The variable ``$SPROC`` represents the number of server instances to run. The ``&`` character 
at the end of the line would place the ``aprun`` command in the background, and will 
allow the job script to continue and run the other applications. The server processes 
produce a configuration file, i.e., ``conf.0`` that is used by the application  
to connect to the servers. This file contains identifying information of the 
master server, which coordinates the client registration 
and discovery process. The job script should wait for the servers to start-up and 
produce the ``conf.0`` file before starting the client application processes.

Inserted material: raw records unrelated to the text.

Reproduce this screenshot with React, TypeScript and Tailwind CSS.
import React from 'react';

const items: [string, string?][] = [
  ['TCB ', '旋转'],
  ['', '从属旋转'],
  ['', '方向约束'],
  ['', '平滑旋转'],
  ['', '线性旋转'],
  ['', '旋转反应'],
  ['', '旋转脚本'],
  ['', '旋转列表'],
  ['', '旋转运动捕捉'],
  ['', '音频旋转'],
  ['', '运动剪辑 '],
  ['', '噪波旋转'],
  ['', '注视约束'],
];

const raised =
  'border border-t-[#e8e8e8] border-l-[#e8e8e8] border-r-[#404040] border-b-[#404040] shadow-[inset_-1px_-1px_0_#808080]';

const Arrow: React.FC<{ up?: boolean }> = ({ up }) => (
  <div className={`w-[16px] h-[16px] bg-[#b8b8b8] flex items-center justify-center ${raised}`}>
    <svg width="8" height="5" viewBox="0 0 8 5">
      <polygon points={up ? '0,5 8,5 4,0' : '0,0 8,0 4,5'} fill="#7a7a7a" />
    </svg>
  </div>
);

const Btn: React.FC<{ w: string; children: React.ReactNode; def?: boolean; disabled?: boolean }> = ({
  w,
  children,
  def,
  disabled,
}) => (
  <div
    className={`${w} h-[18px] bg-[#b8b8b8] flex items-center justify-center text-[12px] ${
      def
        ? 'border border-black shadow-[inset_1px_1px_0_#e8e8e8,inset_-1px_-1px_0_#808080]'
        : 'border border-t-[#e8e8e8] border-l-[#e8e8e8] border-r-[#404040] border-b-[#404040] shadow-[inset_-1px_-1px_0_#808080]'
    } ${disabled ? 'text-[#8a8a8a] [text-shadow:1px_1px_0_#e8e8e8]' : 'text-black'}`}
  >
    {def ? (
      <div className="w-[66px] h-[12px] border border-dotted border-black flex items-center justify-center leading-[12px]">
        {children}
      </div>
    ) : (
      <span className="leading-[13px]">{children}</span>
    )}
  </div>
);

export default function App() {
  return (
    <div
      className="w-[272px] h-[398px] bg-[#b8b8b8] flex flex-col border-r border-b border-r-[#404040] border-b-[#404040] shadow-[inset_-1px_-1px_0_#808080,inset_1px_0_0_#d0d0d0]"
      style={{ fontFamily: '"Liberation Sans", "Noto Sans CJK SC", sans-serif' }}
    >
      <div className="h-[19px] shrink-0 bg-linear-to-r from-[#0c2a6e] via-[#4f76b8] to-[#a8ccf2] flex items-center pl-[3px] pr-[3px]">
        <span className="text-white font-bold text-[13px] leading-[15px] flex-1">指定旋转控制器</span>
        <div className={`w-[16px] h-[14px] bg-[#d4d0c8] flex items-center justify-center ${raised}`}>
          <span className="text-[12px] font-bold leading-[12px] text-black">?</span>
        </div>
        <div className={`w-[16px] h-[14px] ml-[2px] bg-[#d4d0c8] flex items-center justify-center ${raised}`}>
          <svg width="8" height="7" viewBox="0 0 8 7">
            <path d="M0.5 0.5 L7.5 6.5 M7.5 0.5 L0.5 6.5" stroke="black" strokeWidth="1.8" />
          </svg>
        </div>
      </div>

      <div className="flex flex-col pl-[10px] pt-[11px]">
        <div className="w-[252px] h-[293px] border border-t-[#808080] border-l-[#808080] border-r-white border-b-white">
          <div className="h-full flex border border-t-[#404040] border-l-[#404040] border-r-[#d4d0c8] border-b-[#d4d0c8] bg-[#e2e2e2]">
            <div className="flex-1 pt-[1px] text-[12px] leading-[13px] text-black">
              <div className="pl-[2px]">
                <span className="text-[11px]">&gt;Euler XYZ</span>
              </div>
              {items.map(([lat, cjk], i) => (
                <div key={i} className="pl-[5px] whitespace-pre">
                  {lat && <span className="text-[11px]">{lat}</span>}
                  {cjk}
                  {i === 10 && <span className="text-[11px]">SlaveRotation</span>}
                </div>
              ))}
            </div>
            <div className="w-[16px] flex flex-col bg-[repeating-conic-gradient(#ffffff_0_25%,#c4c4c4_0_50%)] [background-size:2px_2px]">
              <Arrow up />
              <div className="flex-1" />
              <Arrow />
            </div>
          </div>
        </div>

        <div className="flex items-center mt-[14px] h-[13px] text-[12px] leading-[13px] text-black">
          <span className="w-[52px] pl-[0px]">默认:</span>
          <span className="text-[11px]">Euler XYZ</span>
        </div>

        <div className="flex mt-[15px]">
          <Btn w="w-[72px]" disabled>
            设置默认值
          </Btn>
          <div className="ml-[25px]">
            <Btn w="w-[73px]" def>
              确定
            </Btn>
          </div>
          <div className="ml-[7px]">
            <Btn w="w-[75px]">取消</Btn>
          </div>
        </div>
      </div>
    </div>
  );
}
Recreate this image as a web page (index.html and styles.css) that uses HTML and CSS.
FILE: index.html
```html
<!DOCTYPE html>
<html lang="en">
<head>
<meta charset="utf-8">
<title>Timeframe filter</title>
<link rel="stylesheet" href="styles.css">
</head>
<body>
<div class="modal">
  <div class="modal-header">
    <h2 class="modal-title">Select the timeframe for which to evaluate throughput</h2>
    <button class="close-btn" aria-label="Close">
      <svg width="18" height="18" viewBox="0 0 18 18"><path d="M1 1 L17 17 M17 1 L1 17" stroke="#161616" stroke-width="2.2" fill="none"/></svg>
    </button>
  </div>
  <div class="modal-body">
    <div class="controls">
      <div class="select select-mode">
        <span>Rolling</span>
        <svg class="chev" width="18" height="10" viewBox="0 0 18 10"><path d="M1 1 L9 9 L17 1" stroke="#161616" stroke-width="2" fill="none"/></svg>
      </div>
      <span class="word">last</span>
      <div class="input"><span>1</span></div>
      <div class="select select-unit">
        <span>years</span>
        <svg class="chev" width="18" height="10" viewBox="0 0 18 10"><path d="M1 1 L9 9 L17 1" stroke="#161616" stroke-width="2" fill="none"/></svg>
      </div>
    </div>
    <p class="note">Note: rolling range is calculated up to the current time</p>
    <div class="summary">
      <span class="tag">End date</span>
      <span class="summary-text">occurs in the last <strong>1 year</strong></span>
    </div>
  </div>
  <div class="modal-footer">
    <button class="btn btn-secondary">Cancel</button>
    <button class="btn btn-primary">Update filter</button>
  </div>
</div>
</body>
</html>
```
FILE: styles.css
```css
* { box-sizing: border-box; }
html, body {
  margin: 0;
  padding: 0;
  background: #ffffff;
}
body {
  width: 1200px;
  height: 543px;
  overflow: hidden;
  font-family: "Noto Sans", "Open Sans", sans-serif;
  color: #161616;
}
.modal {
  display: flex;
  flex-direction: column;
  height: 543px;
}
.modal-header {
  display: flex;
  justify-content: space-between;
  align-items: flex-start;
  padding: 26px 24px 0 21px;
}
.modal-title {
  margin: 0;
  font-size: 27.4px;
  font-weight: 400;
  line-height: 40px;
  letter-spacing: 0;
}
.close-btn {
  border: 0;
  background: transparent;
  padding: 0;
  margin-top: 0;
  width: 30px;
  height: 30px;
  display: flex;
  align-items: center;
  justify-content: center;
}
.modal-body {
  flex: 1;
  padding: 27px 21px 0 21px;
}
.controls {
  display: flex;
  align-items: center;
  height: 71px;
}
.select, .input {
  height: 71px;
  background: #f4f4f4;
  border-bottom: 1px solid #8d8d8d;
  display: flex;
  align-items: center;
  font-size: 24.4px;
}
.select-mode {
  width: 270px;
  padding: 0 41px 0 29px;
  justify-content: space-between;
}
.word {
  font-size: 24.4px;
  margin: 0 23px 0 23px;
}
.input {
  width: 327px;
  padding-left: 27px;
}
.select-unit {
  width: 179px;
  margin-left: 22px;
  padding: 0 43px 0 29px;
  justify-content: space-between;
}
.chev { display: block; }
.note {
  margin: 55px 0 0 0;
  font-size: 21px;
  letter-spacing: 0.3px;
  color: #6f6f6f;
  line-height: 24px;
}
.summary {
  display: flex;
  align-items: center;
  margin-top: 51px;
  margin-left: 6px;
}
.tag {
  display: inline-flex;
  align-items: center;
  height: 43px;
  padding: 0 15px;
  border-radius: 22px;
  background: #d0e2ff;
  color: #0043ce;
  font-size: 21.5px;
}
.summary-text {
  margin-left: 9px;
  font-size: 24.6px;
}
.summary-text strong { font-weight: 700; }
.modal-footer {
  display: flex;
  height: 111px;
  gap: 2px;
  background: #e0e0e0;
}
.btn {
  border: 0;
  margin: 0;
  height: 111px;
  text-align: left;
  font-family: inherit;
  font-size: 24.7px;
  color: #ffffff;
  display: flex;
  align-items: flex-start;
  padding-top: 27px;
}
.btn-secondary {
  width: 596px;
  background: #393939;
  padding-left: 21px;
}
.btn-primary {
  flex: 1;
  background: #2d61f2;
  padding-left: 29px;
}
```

The server also needs a user configuration read from a text file called ``dataspaces.conf``. 
How many output timesteps of the same dataset (called versions) should be kept in the server's memory 
and served to readers should be specified in the file. If this file does not exist in the current directory, 
the server will assume default values (only 1 timestep stored).
.. code-block::

    ## Config file for DataSpaces
    max_versions = 5
    lock_type = 3

The dataspaces_server module is a stand-alone service that runs independently of a simulation 
on a set of dedicated nodes in the staging area. It transfers data from the application through RDMA,  
and can save it to local storage system, e.g., the Lustre file system, stream it to 
remote sites, e.g., auxilliary clusters, or serve it directly from the staging area to 
other applications. One instance of the dataspaces_server can service multiple applications 
in parallel. Further, the server can run in cooperative mode (i.e., multiple 
instances of the server cooperate to service the application in parallel and to balance 
load). The dataspaces_server receives notification messages from the transport method, schedules 
the requests, and initiates the data transfers  in parallel. The 
server schedules and prioritizes the data transfers while the simulation is computing 
in order to overlap data transfers with computations, to maximize data throughput, 
and to minimize the overhead on the application.